Le forcing des instances internationales dans la nomination du gouvernement Ouane déplaisait à la rue malienne. Et l’ingérence française, militarisée depuis une décennie au Mali, a renforcé le sentiment anti-français dans le pays. Il ne faudrait donc pas s’étonner que les élites, autant que les populations, soutiennent le seul acteur politique qui tient tête à l’interventionnisme français.
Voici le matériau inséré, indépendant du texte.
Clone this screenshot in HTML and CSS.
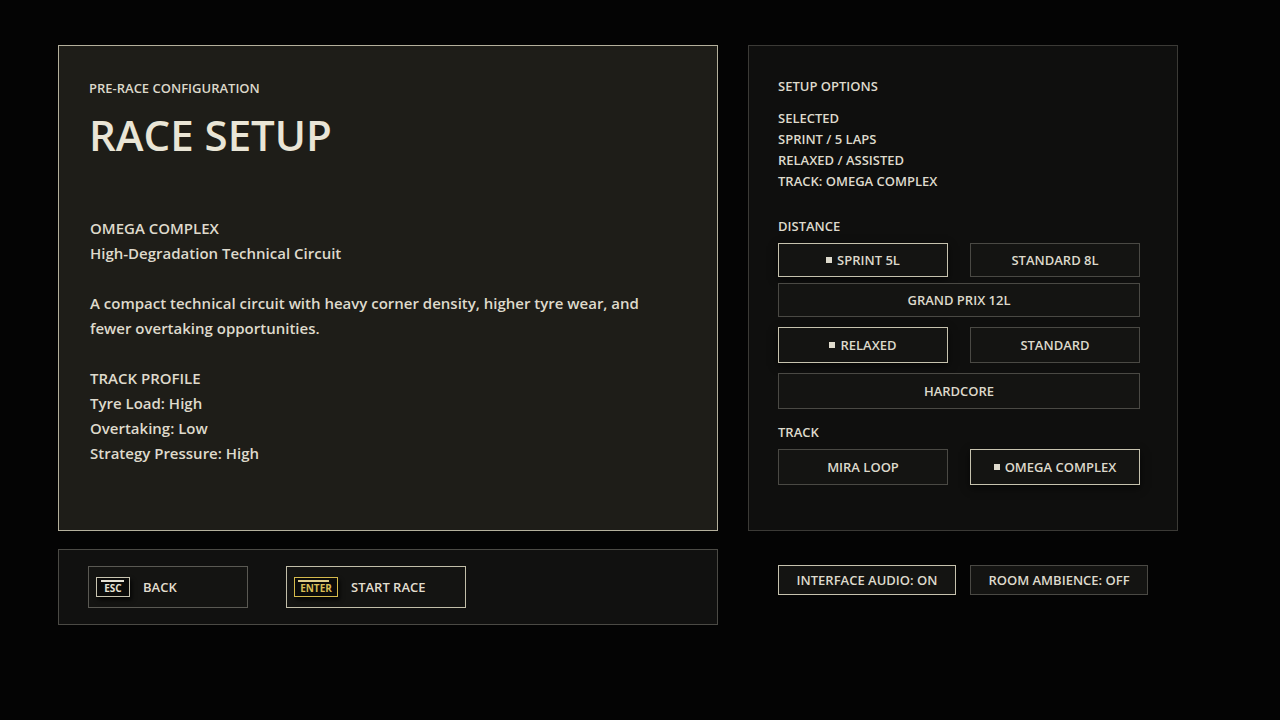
FILE: index.html
```html
<!DOCTYPE html>
<html lang="en">
<head>
  <meta charset="UTF-8">
  <title>Race Setup</title>
  <link rel="stylesheet" href="styles.css">
</head>
<body>

  <div class="screen">
    <!-- Track briefing -->
    <section class="brief">
      <div class="eyebrow">PRE-RACE CONFIGURATION</div>
      <h1>RACE SETUP</h1>

      <div class="copy">
        <p>OMEGA COMPLEX<br>High-Degradation Technical Circuit</p>
        <p>A compact technical circuit with heavy corner density, higher tyre wear, and fewer overtaking opportunities.</p>
        <p>TRACK PROFILE<br>Tyre Load: High<br>Overtaking: Low<br>Strategy Pressure: High</p>
      </div>
    </section>

    <!-- Option picker -->
    <section class="options">
      <div class="heading">SETUP OPTIONS</div>
      <div class="summary">
        SELECTED<br>
        SPRINT / 5 LAPS<br>
        RELAXED / ASSISTED<br>
        TRACK: OMEGA COMPLEX
      </div>

      <div class="heading group-title">DISTANCE</div>
      <div class="choices short">
        <button class="choice on"><span class="mark"></span>SPRINT 5L</button>
        <button class="choice">STANDARD 8L</button>
        <button class="choice wide">GRAND PRIX 12L</button>
      </div>

      <div class="choices gap-top">
        <button class="choice on"><span class="mark"></span>RELAXED</button>
        <button class="choice">STANDARD</button>
        <button class="choice wide">HARDCORE</button>
      </div>

      <div class="heading group-title track-title">TRACK</div>
      <div class="choices">
        <button class="choice">MIRA LOOP</button>
        <button class="choice on"><span class="mark"></span>OMEGA COMPLEX</button>
      </div>
    </section>

    <!-- Footer actions -->
    <div class="actions">
      <button class="action"><span class="key">ESC</span>BACK</button>
      <button class="action primary"><span class="key gold">ENTER</span>START RACE</button>
    </div>

    <div class="toggles">
      <button class="toggle on">INTERFACE AUDIO: ON</button>
      <button class="toggle">ROOM AMBIENCE: OFF</button>
    </div>
  </div>

</body>
</html>
```

FILE: styles.css
```css
* { box-sizing: border-box; }
body { margin: 0; background: #040404; color: #e4e0d2; font-family: "Open Sans", "Noto Sans", sans-serif; font-weight: 600; }
button { font-family: inherit; font-weight: 600; color: inherit; cursor: pointer; }

.screen {
  display: grid; grid-template-columns: 660px 430px; column-gap: 30px; row-gap: 18px;
  padding: 45px 0 0 58px;
}

/* left briefing panel */
.brief { height: 486px; background: #1e1d18; border: 1px solid #b4b09c; padding: 33px 30px 0 30px; }
.eyebrow { font-size: 13px; line-height: 18px; color: #dcd8ca; }
h1 { margin: 13px 0 0; font-size: 42px; line-height: 50px; font-weight: 600; color: #e9e5d6; }
.copy { margin-top: 56px; padding-left: 1px; font-size: 15px; line-height: 25px; color: #dedacc; max-width: 580px; }
.copy p { margin: 0 0 25px; }

/* right options panel */
.options { height: 486px; background: #0f0f0e; border: 1px solid #3b3a36; padding: 31px 30px 0 29px; }
.heading { font-size: 13px; line-height: 18px; color: #dedacc; }
.summary { margin-top: 13px; font-size: 13px; line-height: 21px; color: #dedacc; }
.group-title { margin-top: 25px; }
.track-title { margin-top: 14px; }

.choices { display: grid; grid-template-columns: 170px 170px; column-gap: 22px; row-gap: 10px; margin-top: 8px; }
.choices.short { row-gap: 6px; }
.choices.gap-top { margin-top: 10px; }
.choice {
  height: 36px; background: #141412; border: 1px solid #4a4944; font-size: 13px;
  display: flex; align-items: center; justify-content: center; color: #ddd9cb;
}
.short .choice { height: 34px; }
.choice.wide { grid-column: 1 / 3; }
.choice.on { border-color: #c6c2ae; box-shadow: 0 3px 8px rgba(0,0,0,0.6); }
.mark { width: 6px; height: 6px; background: #dedacc; margin-right: 5px; }

/* bottom action bar */
.actions { height: 76px; background: #111110; border: 1px solid #4b4a45; padding: 16px 0 0 29px; display: flex; gap: 38px; align-items: flex-start; }
.action {
  width: 160px; height: 42px; background: #141412; border: 1px solid #5a5953; font-size: 13px;
  display: flex; align-items: center; padding: 0 0 0 7px; color: #e2decf;
}
.action.primary { width: 180px; border-color: #c2bea9; }
.key {
  position: relative; height: 20px; min-width: 34px; margin-right: 13px; padding: 3px 4px 0;
  border: 1px solid #c8c4b0; background: #0b0b0a; font-size: 10px; line-height: 15px; font-weight: 700; color: #e6e2d4;
  text-align: center; box-shadow: 2px 3px 4px rgba(0,0,0,0.7);
}
.key::before { content: ""; position: absolute; left: 4px; right: 5px; top: 2px; height: 2px; background: #e6e2d4; }
.key.gold { min-width: 44px; border-color: #d5ba4c; color: #d8bd55; }
.key.gold::before { background: #e0cf8a; left: 3px; right: 8px; }

/* sound toggles */
.toggles { display: flex; gap: 14px; padding: 16px 0 0 30px; }
.toggle { width: 178px; height: 30px; background: #141412; border: 1px solid #4a4944; font-size: 13px; color: #dedacc; }
.toggle.on { border-color: #c6c2ae; }
```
Cette mouvance arrive maintenant à faire plier jusqu’à la CEDEAO. La communauté économique, mal vue par les Ouest-Africains pour son suivisme, n’a pas imposé de sanctions aux putschistes maliens. Cela contraste clairement avec les évènements d’octobre 2020.
Au niveau national, les Maliens se rallient autour de leurs élites et de l’Etat. Il est clair que les « menaces » et les « recommandations » du président français Emmanuel Macron ont provoqué tout le monde. L’opinion publique malienne ne tient même plus compte des menaces de la MINUSMA, de l’ONU ou de l’Union africaine (UA).
C’est donc un champ fertile pour l’unité nationale qui s’étend devant l’imam Dicko, le Premier ministre Choguel Maïga et le président Assimi Goïta. Plusieurs Etats africains soutiennent aussi la transition malienne, même sous l’égide de la junte. Le président Ghanéen Nana Akufo-Addo l’a démontré pendant le sommet de la CEDEAO. Aussi, le Nigéria, le Burkina Faso et la Guinée se tiennent activement aux côtés du Mali. Donc, malgré les vociférations d’Emmanuel Macron et de ses alliés internationaux, il semble que la transition au Mali se déroule dans un climat d’unité et de paix.
Nul n’a la droit d’affoler ce pays 🇲🇱 et cette nation qui ont besoin de calme, de paix et de sécurité absolue. Ce 🇲🇱est grand. Ce 🇲🇱 est fort. Même accroupi, ce 🇲🇱 se relèvera et doit se relever. Fils du 🇲🇱 réveillons nous et unissons nous contre le mal et les malfaisants.